Western Digital today said it has acquired backup software vendor Arkeia with the aim of entering the SMB backup...
and integrated appliance market.
Western Digital did not disclose the purchase price but said it was a stock transaction.
Arkeia will become part of Western Digital's branded products division, which includes its Sentinel DX4000 SMB storage server network-attached storage (NAS) box. Western Digital also sells hard drives for enterprise and consumer systems.
Tom Gallivan, vice president of marketing for Western Digital's small and medium-sized businesses group, said Arkeia's server backup and progressive deduplication is a good fit for Western Digital's SMB storage devices.

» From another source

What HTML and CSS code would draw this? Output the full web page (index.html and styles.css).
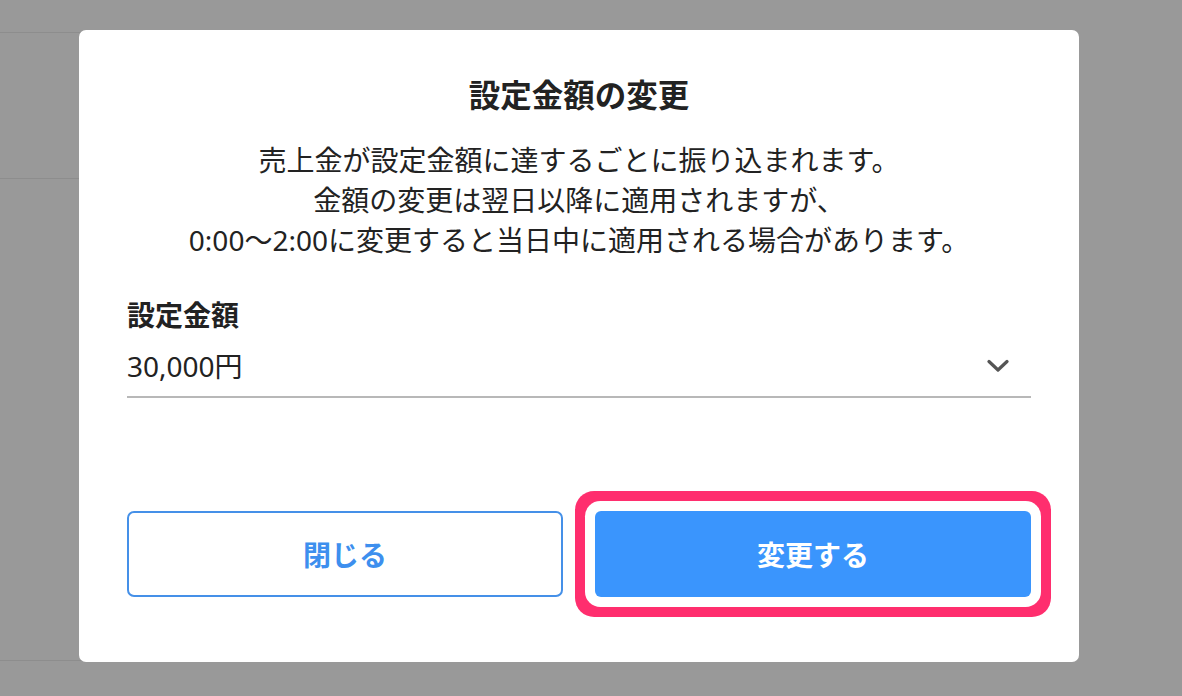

Arkeia acquired its deduplication technology from Kadena Systems in 2009, and incorporated it into its software the following year. "We believe network backup is a critical element for SMBs," Gallivan said. "Arkeia's IP around progressive deduplication is compelling, and having that is important to our being a provider in the storage market. It's clearly something we needed for our core product portfolio."
Arkeia has three backup products: Arkeia Network Backup software, vmOneStep Appliances and vmOneStep Virtual Appliances. VmOneStep Appliances perform agentless backups of VMware vSphere hypervisors on an integrated appliance, and vmOneStep Virtual Appliances install on a hypervisor to protect virtual machines without requiring agents.
The vmOneStep Appliance comes in six models, ranging from 2 TB to 24 TB of raw capacity. Gallivan said Western Digital will eventually combine its hardware with Arkeia Network Backup software on an integrated appliance.
"Arkeia delivered its first backup appliance in 2007," Gallivan said. "It has a lot of expertise and knowledge in that market. Arkeia has a strong technology and development team and a loyal customer base. Adding Western Digital's financial strength, brand name and resources provides the missing pieces."
Arkeia CEO Bill Evans said Western Digital will provide his engineering and sales teams with funding that the small vendor could not generate on its own. "We've always been engineering-centric," he said. "We now have the ability to leverage Western Digital's access to the market. Western Digital has a strong brand and expertise for delivering appliances. We can move down to the SMB market where we could not go in the past with our cost structure."
Evans and the rest of Arkeia's 29 employees will join Western Digital's 96,000 employees. Western Digital reported $4 billion in revenue and $519 million in net income in its most recent earnings report. It is due to report last quarter's earnings on Jan. 24. As a private company, Arkeia does not disclose revenue and earnings, but claims more than 10,000 customers in 100 countries.
Arkeia's products are aimed at the midrange rather than at SMBs, but Evans said the software can be tailored for SMBs. He cited the simplified installation and configuration process for Network Backup 10 that became generally available today as one step toward making the software better suited for SMBs.
Network Backup 10 also enables hybrid cloud backup, allowing customers to dedupe and replicate large backup sets off-site before the first full backup is received, instead of moving the first backup off-site on physical media. Arkeia still supports using physical media for off-site data if the backup set is too large to replicate over the WAN.
Arun Taneja, consulting analyst at the Taneja Group, said the acquisition will let Western Digital combine primary and backup storage on its servers. "We're seeing a blurring of the lines between primary and secondary storage," he said. "Data comes in and sits on primary storage, and at the end of the day, all I care about is that it's protected and I can get it back if something goes wrong. In the past, I had no choice but to deal with tape. Today, I have all new disk-based technologies and ways of tiering within one box. I'm watching for seepage of Arkeia technology into Western Digital boxes."
Western Digital's hard drive competitor Seagate Technology acquired backup services provider EVault for $185 million in 2006, but Seagate runs EVault as a separate services company rather than integrating the backup software with its hardware.